Vehicle Setup Likely Snow Result Best Fit
AWD + all-season tires Strong starts, mixed stopping and cornering. Light snow, plowed roads, mild winters.
AWD + winter tires Best all-around grip and calm manners. Frequent snow, hills, rural routes.
FWD + winter tires Often better than people expect. City driving, commuters, tighter budgets.
RWD + winter tires Better than RWD on all-seasons, still trickier to launch. Drivers who already know the car well.
Any drivetrain + worn tires Grip drops quickly in snow and slush. No one. Replace them before winter.

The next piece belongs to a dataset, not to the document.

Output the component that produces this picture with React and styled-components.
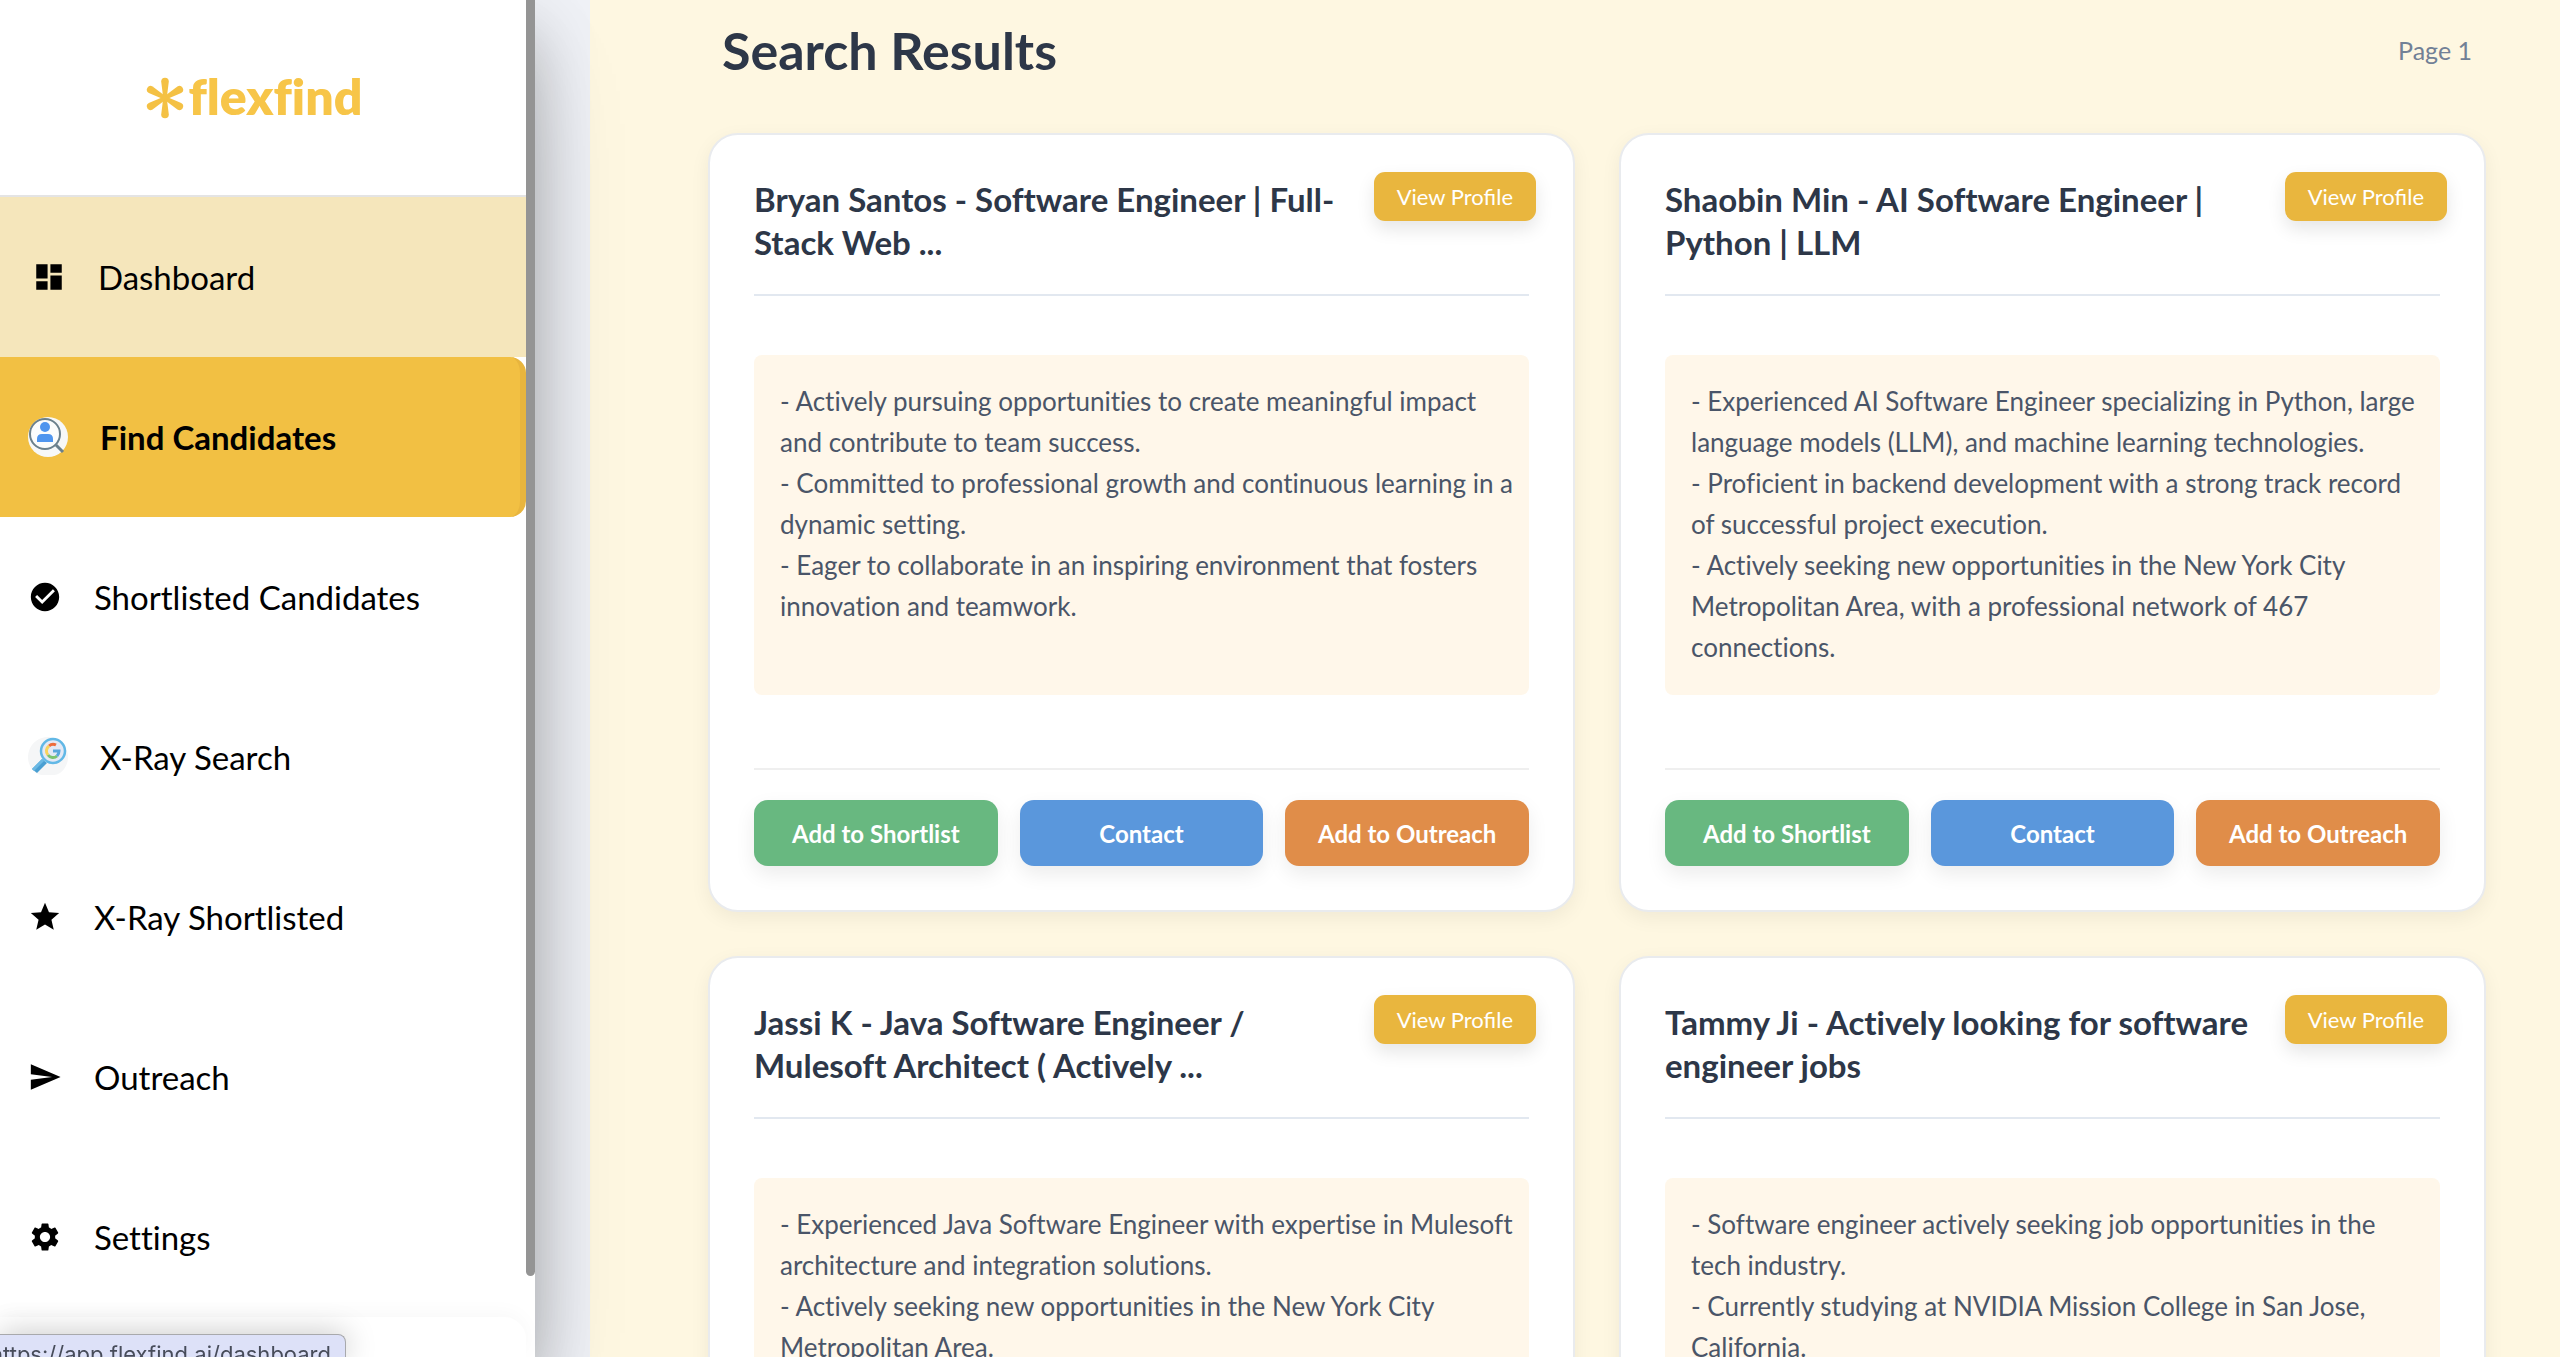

When AWD Is Worth Paying For

AWD makes the most sense when your winter driving is messy on a regular basis. Think hilly suburbs, mountain roads, cabins, early-morning commutes before the plows finish, or places where one lane is wet and the next is packed snow. In those cases, the extra traction is not magic, but it is handy day after day.

It also suits drivers who deal with changing surfaces in one trip. You leave a dry main road, turn onto a shaded lane with frozen patches, then climb a driveway covered in snow. That is where AWD feels less like a marketing line and more like a useful mechanical tool.

Still, there are plenty of people who do not need it. If roads in your area get cleared quickly, storms are light, and you stay home on the worst days, front-wheel drive with strong winter tires may be the smarter spend.

How To Drive An AWD Vehicle In Snow Without Fooling Yourself

AWD gives you more ways to get moving. It does not give you a free pass to drive like it is July. A few habits make a bigger difference than the badge on the tailgate:

  1. Slow down earlier than you think you need to.
  2. Leave a longer gap, since snow and slush stretch stopping distance.
  3. Brake, steer, and accelerate one at a time when grip is low.
  4. Check tread depth before winter, not after the first storm.
  5. Do not assume an SUV is untouchable; weight and height can work against you in a slide.

So, does AWD help in snow? Yes, when the job is getting the car moving and keeping traction balanced as conditions change. Pair it with winter tires, decent clearance, and calm driving, and it earns its place. Skip the tire part, and AWD turns into a half-answer.